Stone by stone, 21-year-old Mohammed builds back a bit of his dignity. The tall, lean young man works with several hundred other refugees in 100 degree heat in Eastern Chad, picking up rocks, and dropping them into rows.
He joins other men, and many women wearing bright traditional dresses, to build these low rock walls on hillsides to reduce erosion.
The task: simple and exhausting. The outcome: dignity and freedom.
What I saw today was amazing. Darfur war refugees had an opportunity to work.
“This I like,” Mohammed tells me in English. “I buy clothes. I eat. It’s for my family.”
Mohammed left his home in Darfur, Sudan, seven years ago. He says Janjaweed rebels killed his father and many other family members, shooting rocket propelled grenades into his village.
Since he fled, he’s been living near Goz Beida, Chad. He’s in one of several camps here. In spite of his current life, he does not want to return to Sudan. All told, more than 400,000 people are refugees or internally displaced in Chad.
Because Mohammed and thousands of others are not at home, they have seen that finding work is an incredible challenge.

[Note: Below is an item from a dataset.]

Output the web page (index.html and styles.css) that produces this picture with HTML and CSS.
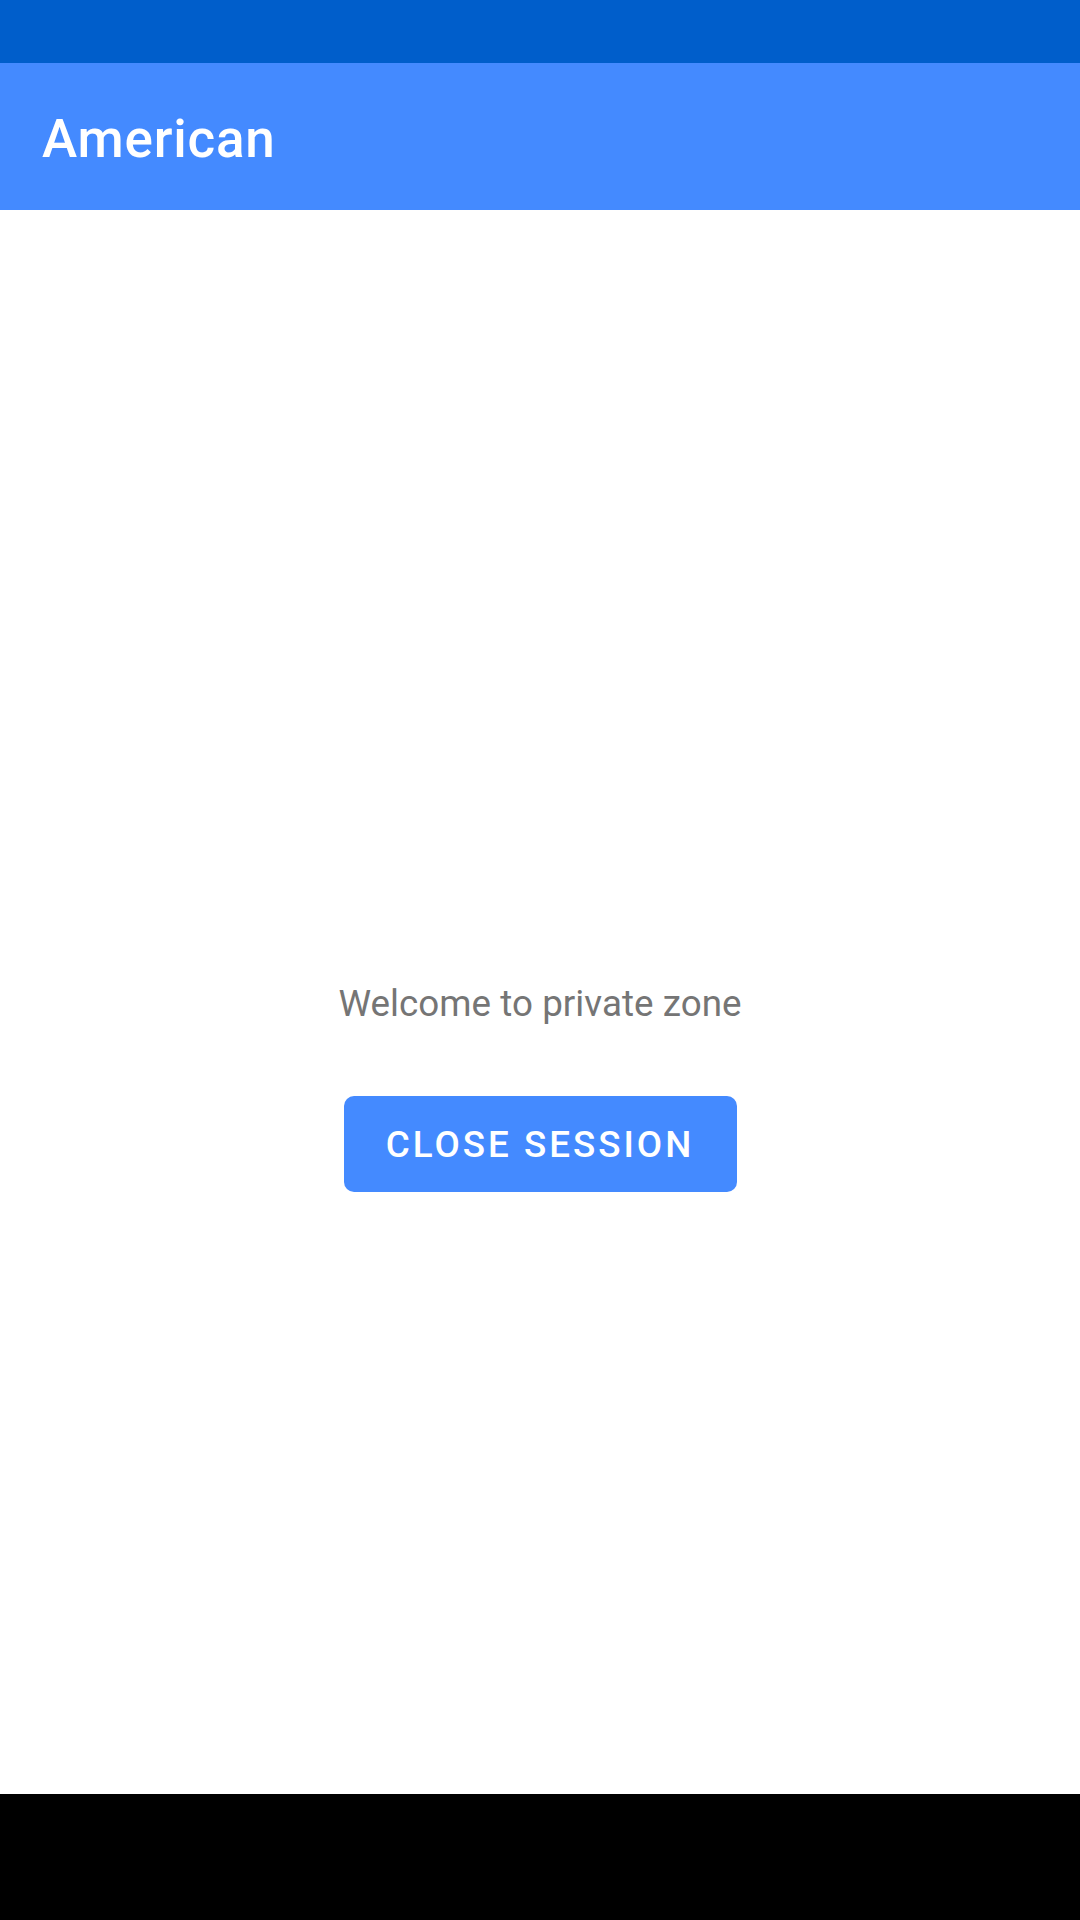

Because they can’t work, they can’t provide for their families beyond what they are given.
World Concern’s program, called Cash For Work, allows them to earn an income, giving them some financial freedom again, while also improving their environment.
The low walls, called bunds, slow the rain runoff down hillsides. This encourages water to soak into the ground, raising the water table. Within a year, it will be a good place for farming and a better place to drill a well.
The influx of refugees has exacted a toll on the local environment, as they have torn down trees to burn for firewood. The rock walls – and tree replanting – are helping to heal the land.
For Mohammed, he treasures each opportunity to earn money. He enjoys learning, and says he likes America. His future remains uncertain, but he now has more of a chance to direct it on his own terms.